GIVEN PROBLEM:
In the entries below, find the lines that contain the word "screenshot" and copy them.

GIVEN RECORDS:

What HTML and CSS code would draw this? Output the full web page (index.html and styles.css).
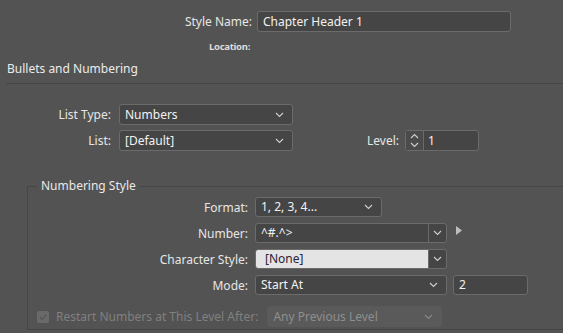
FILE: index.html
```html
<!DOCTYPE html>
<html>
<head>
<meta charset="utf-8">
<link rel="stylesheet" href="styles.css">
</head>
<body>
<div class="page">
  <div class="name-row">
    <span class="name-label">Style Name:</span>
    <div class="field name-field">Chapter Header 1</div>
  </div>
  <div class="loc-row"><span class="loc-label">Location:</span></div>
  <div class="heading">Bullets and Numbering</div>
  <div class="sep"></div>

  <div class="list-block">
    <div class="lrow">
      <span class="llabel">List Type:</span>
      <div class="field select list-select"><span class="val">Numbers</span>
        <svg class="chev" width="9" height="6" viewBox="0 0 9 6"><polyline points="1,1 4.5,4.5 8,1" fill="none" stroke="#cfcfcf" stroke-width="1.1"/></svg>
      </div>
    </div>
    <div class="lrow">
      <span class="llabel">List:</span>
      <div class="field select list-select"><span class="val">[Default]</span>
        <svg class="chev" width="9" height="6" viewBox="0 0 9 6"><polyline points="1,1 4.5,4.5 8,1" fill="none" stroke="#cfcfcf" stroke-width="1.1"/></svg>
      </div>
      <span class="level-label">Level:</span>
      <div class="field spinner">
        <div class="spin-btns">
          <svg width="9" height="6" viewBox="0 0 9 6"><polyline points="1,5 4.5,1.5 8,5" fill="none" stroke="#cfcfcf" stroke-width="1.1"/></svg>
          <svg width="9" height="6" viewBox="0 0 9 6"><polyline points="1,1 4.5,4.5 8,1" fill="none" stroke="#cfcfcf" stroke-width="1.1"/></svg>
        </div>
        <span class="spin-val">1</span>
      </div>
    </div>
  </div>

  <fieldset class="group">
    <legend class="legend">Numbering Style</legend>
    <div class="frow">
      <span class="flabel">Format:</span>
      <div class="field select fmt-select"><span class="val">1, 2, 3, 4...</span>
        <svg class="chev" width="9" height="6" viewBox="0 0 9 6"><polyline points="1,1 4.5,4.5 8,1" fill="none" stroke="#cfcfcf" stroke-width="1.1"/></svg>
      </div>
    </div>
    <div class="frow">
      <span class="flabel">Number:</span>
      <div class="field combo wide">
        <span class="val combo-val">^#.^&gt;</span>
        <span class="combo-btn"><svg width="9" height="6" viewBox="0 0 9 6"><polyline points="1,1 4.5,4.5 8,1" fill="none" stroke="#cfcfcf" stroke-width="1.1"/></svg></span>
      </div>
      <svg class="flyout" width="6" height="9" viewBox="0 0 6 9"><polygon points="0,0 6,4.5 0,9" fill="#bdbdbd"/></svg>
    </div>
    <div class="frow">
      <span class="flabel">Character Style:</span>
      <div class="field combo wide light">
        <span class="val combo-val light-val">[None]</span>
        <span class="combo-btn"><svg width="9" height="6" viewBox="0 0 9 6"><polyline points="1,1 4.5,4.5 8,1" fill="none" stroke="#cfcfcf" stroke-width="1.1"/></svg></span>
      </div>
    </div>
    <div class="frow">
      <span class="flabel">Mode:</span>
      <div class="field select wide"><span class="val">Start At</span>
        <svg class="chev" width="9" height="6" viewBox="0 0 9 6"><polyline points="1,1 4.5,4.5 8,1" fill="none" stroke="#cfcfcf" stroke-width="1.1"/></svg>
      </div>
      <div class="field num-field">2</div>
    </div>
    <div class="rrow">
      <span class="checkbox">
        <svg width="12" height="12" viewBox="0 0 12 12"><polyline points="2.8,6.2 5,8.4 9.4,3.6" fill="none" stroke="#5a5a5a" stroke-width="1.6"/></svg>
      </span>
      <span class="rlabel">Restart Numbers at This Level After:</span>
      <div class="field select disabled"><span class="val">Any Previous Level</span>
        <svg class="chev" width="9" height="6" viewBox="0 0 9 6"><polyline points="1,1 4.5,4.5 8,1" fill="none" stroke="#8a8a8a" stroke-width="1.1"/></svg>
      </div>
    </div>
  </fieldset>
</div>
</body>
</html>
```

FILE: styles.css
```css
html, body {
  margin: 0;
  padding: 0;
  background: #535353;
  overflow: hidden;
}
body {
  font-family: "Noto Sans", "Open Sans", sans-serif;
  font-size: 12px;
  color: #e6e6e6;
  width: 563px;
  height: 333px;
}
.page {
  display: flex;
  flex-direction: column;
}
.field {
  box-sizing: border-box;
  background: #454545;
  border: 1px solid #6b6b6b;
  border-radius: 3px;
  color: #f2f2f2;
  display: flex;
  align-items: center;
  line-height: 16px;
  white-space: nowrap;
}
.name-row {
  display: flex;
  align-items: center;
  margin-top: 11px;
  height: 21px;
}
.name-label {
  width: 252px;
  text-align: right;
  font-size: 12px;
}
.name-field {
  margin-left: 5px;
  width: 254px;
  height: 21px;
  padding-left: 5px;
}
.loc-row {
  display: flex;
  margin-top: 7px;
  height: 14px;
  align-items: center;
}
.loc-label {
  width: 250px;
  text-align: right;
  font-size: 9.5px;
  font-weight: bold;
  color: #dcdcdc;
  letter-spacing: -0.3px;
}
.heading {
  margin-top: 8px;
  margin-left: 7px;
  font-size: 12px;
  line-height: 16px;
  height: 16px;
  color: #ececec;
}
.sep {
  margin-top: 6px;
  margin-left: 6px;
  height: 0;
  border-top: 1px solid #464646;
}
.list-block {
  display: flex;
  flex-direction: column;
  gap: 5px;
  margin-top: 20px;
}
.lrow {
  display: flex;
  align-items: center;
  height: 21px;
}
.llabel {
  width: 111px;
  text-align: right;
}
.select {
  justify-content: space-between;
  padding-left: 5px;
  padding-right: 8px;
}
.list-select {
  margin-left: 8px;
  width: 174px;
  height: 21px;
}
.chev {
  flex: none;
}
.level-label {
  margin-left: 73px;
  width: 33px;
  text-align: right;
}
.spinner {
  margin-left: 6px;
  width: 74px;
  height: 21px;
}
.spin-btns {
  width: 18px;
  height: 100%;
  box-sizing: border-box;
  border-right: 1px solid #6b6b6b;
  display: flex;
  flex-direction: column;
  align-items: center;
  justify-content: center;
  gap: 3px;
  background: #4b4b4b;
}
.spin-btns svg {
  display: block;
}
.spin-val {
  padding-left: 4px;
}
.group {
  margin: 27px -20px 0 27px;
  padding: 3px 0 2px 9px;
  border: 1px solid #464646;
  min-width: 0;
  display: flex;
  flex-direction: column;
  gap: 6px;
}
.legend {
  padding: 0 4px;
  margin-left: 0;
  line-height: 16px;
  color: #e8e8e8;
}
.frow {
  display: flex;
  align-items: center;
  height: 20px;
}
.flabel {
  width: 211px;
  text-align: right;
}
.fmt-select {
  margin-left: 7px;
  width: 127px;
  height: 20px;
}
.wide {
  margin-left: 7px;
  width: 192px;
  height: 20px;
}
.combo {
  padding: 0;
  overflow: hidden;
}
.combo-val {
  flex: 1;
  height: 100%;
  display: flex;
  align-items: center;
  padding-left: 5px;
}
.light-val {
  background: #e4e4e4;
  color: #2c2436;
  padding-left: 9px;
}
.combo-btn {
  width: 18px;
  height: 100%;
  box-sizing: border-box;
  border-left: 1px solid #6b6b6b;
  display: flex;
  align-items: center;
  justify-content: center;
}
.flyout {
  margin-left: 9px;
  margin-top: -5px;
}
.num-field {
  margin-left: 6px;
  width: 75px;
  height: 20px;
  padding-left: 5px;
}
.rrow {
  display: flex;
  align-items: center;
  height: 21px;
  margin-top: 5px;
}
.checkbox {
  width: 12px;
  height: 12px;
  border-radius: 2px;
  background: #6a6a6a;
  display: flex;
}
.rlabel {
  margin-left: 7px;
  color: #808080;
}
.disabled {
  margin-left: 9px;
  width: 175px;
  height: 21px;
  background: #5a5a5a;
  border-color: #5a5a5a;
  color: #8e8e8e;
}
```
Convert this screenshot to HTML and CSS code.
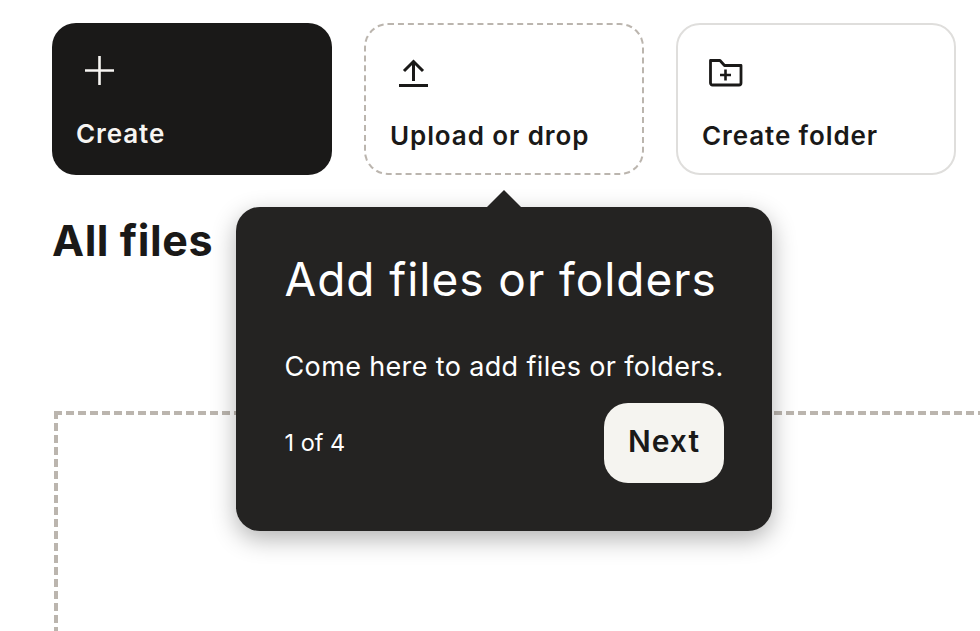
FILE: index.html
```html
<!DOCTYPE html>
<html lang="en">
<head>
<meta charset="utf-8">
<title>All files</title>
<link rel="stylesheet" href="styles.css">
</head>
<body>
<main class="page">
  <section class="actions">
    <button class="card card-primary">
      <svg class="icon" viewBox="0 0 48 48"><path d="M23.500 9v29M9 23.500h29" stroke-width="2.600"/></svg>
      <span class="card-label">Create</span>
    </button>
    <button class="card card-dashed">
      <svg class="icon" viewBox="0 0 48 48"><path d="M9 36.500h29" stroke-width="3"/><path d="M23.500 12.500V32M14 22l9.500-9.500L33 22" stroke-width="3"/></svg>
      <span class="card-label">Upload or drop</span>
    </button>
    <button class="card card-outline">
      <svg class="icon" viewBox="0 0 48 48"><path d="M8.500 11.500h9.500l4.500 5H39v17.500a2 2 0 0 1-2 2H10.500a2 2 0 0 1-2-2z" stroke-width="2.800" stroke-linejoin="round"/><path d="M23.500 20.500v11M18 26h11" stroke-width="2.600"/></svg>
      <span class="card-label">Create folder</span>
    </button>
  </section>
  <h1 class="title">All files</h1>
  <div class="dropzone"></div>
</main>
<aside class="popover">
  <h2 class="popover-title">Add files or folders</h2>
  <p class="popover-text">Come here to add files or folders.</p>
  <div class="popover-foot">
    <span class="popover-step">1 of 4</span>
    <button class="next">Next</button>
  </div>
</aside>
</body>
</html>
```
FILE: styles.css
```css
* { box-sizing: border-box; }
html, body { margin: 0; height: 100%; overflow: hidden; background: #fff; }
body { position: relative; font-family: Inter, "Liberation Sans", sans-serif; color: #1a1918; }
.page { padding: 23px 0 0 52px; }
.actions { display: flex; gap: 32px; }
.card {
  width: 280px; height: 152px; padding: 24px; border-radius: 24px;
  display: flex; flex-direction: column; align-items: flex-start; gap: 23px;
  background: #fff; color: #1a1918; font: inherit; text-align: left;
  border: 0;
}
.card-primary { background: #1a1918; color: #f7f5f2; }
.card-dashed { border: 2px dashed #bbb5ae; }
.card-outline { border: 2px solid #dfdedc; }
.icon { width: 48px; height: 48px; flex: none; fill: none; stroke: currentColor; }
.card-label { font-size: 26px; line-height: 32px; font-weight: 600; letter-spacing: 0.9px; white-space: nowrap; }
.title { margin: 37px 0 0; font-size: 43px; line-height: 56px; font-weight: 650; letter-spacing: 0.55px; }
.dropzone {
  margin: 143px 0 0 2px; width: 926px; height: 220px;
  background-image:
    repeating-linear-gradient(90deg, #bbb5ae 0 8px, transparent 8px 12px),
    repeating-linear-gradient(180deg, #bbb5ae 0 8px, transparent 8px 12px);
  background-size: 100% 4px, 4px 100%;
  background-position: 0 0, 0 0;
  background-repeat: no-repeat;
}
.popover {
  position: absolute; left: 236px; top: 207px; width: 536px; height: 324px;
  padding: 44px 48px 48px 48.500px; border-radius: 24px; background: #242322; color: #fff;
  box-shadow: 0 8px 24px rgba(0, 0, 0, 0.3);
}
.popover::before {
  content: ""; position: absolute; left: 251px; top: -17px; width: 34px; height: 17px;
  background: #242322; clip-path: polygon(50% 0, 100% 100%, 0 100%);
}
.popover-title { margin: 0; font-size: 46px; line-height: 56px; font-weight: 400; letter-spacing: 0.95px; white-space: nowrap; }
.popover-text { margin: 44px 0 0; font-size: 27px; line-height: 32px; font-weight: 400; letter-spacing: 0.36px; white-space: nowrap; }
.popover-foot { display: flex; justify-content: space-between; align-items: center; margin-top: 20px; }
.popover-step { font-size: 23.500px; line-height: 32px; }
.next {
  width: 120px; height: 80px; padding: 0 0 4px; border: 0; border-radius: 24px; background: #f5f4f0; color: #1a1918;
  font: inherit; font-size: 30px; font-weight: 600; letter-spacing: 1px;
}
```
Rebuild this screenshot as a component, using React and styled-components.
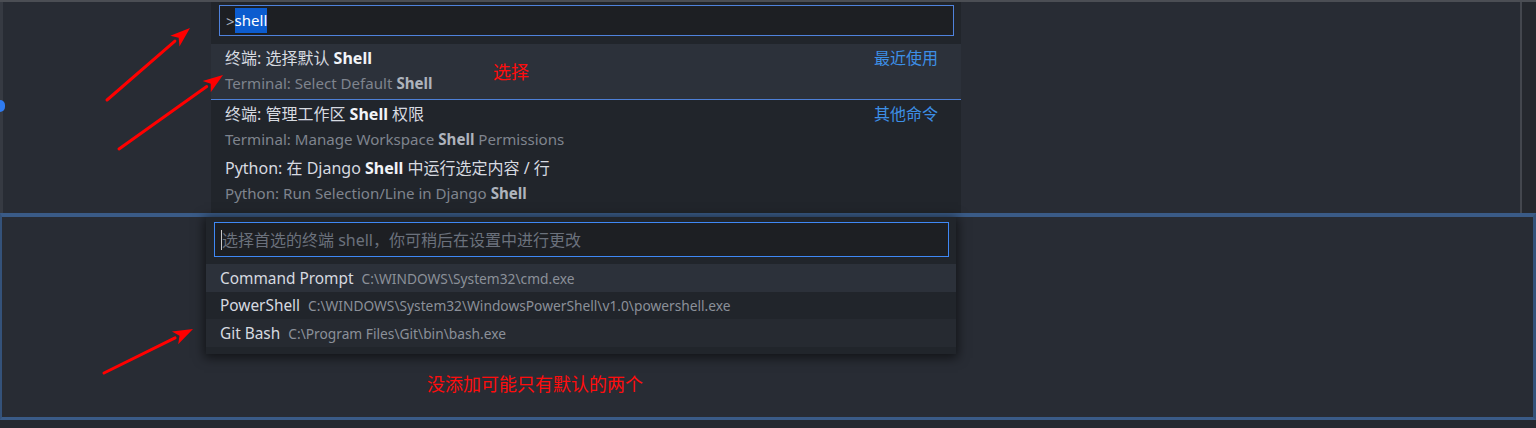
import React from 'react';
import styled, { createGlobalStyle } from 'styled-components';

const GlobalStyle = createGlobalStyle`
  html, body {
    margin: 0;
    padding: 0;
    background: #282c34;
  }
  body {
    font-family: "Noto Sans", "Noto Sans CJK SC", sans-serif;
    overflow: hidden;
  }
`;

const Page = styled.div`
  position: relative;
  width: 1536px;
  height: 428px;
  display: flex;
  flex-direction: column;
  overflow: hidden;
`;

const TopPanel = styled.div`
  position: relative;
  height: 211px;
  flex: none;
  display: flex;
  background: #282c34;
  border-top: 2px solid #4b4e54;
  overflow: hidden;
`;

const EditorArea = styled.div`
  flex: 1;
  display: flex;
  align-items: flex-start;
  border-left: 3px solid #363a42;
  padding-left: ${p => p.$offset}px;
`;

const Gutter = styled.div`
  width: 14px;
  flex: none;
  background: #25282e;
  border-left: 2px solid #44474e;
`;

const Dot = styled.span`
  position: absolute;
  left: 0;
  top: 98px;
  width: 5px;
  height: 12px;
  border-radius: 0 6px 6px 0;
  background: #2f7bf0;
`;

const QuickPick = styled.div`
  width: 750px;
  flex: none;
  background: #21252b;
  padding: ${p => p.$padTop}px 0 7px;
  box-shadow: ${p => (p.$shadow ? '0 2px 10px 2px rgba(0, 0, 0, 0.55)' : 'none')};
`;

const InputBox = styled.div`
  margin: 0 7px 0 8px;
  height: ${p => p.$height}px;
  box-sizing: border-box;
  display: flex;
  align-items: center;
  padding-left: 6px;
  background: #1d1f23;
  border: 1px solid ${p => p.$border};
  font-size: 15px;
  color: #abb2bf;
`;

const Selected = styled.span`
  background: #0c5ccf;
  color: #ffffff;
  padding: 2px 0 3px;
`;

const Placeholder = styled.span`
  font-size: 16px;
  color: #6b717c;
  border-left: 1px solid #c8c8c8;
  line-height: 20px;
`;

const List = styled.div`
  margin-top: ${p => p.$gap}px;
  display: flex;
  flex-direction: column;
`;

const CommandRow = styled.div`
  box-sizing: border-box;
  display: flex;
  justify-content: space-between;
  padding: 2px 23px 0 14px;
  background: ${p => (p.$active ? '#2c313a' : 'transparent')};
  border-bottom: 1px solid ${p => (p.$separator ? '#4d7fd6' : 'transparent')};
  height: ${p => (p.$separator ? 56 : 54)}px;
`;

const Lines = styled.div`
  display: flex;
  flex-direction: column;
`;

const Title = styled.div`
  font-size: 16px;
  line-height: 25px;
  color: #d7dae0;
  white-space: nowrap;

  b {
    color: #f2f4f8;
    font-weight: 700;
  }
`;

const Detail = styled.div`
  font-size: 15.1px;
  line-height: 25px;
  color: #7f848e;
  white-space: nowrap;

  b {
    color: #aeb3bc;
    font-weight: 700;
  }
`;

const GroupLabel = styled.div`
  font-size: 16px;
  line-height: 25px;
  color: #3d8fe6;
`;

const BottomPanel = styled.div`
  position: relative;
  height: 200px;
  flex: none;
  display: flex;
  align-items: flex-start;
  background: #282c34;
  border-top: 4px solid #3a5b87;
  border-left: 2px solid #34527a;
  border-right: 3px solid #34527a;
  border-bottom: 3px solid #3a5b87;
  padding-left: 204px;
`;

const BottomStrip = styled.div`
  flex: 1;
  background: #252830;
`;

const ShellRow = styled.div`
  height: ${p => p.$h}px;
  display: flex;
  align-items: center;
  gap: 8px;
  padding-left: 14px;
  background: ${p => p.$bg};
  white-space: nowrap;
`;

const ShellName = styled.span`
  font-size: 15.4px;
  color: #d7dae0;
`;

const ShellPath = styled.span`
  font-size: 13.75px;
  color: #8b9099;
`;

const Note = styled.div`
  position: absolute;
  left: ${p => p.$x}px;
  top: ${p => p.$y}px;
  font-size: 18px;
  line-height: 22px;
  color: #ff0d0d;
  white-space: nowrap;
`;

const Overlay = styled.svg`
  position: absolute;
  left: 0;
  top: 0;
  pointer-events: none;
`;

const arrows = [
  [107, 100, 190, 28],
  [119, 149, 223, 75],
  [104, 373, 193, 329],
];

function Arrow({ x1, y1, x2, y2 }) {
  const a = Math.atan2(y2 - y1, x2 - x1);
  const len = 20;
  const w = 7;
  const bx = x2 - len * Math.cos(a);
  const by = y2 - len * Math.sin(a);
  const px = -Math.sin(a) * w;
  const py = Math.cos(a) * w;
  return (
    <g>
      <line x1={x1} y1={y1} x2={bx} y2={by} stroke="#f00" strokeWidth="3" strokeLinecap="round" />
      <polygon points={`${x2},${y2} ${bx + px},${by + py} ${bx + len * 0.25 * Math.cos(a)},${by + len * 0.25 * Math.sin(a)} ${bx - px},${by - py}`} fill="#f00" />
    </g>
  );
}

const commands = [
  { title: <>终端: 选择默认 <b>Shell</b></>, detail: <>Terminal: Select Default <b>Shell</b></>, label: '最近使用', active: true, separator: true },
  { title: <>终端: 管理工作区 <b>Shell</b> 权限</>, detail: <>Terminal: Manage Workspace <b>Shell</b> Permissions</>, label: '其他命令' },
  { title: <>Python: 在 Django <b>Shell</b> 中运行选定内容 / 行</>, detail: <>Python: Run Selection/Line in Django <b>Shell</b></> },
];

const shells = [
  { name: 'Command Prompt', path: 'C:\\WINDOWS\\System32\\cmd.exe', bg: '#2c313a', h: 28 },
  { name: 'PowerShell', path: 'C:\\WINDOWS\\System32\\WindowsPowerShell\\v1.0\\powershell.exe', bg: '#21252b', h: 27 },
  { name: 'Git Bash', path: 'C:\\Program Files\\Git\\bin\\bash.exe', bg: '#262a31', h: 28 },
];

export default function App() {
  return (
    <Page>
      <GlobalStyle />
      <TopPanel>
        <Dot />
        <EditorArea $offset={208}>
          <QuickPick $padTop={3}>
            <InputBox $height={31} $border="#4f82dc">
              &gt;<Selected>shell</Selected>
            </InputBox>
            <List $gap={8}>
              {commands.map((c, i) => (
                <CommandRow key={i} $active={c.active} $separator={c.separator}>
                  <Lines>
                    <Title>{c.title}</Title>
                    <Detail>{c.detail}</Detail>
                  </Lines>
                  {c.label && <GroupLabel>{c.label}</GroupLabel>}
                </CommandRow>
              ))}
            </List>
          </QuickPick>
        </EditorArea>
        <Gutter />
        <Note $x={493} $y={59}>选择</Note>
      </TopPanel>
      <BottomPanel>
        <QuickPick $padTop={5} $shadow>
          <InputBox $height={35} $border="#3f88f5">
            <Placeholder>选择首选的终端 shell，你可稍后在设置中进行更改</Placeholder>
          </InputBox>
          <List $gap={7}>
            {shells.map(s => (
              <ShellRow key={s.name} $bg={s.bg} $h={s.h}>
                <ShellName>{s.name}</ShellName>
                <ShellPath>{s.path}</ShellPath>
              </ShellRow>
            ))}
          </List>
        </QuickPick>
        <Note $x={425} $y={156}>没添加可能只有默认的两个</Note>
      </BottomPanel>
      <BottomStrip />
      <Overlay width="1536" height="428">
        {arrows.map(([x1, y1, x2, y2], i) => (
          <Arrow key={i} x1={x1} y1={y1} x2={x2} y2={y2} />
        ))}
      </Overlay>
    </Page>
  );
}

REPLY:
Convert this screenshot to HTML and CSS code.
Rebuild this screenshot as a component, using React and styled-components.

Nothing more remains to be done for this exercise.